Pop-up grocery store to bring affordable options to diverse community

Jill Callison

January 10, 2022

A pop-up grocery store will bring inexpensive products to the public while helping reduce waste in the local landfill.

Fair Market, a reduced-price food store, and the Multi-Cultural Center at 515 N. Main Ave. are collaborating on the event, which could become a monthly offering. The first one is scheduled for 1 to 6 p.m. Feb. 16.

“I’m going to set my little Square register up, and we’ll offer what we have at the store on a smaller scale,” said owner Kristin Johnson. She started Fair Market in March 2021 on South Carolyn Avenue and moved to a larger location on 10th Street east of Sycamore Avenue over the weekend.

In addition to the pop-up store, the Multi-Cultural Center hopes to offer two other events Feb. 16. Kadyn Wittman, MCC’s director of development and marketing, is working with South Dakota Urban Indian Health to offer a COVID-19 vaccination clinic and a free movie night for families. That event is tentative based on issues surrounding the pandemic.

“I can’t say with 100 percent certainty today it will open, but our intention is to reach a multitude of individuals,” Wittman said.

Wittman suggested the pop-up grocery store to Johnson after hearing her speak last fall at a 1 Million Cups gathering. The entrepreneurial speaker series is a national program organized locally by Startup Sioux Falls.

Johnson talked about Fair Market and its goals, which are to bring affordable food to people and reduce waste in the landfill.
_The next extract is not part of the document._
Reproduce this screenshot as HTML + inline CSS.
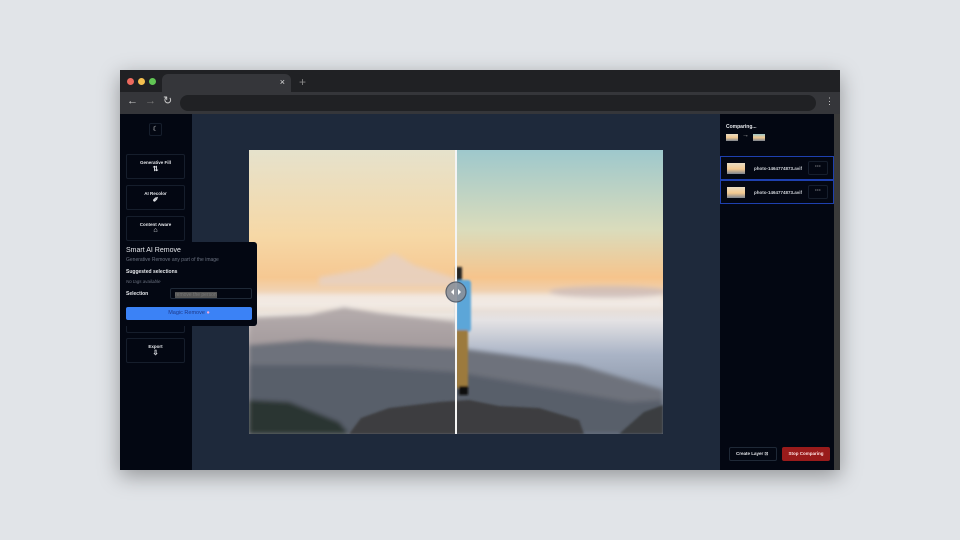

Fair Market, like the pop-up store, is open to all community members.

“When I first met her at her 1 Million Cups talk, she had kept six semis of food out of the landfill,” Wittman said. “From a personal standpoint, I was so inspired by Kristin’s goal to keep perfectly good food from being thrown away.”

The Multi-Cultural Center’s mission is to provide experiences, services and programming for all Sioux Falls residents and to learn to celebrate and share in the community’s cultural diversity, Wittman said. The center is working to create connections through programming and other resources.

A pop-up grocery store will be a good way to draw people to the center, she said, and give them the chance to make a difference.

It also will help MCC’s clients, some of whom come from low-income backgrounds. Before joining MCC in August 2021, Wittman had worked at the Bishop Dudley Hospitality House for 18 months. Located just a few blocks from the Multi-Cultural Center, the Bishop Dudley Hospitality House is a nonprofit ecumenical ministry that provides daytime and overnight shelter and services for the homeless and those who are struggling financially.

“One of the absolutely best things is Kristin accepts SNAP benefits,” Wittman said. “We are located in (legislative) District 15, the most socioeconomic diverse district in the state outside the reservations. A lot of people rely on it. There are a lot that don’t accept SNAP for more high-end healthy foods, and she does.”

Fair Market also offers a variety of items that are necessities, like aluminum foil, but not covered by SNAP, Johnson said. With the recent closing of a Hy-Vee grocery store at 10th Street and Kiwanis Avenue, much discussion has been made on food deserts, she said. What people fail to realize is that a food desert is caused not only by a scarcity of stores in a location but also a lack of affordable options, Johnson said.

Johnson showed immediate enthusiasm when Wittman proposed the pop-up grocery store.

“She was really nervous to bring it up, but it just makes so much sense,” Johnson said. “I’m always up for trying something new.”

Fair Market now is on its seventh semi load of food that it has kept from the landfill, Johnson said.

“The fact that we’re not throwing tons away means we’re selling,” she said. “There’s nothing that just sits and sits.”

Having access to fresh and healthy shelf-stable food will encourage the Multi-Cultural Center’s clients and others to make their own meals from scratch, Wittman said.

“We want everyone to come and experience it,” she said. “It started as a way of serving our lower-income clients, but if anyone is interested or curious, we urge them to stop by.”

If the pop-up shop at the Multi-Cultural Center is successful, Johnson hopes it will become a monthly event. Other locations also are a possibility.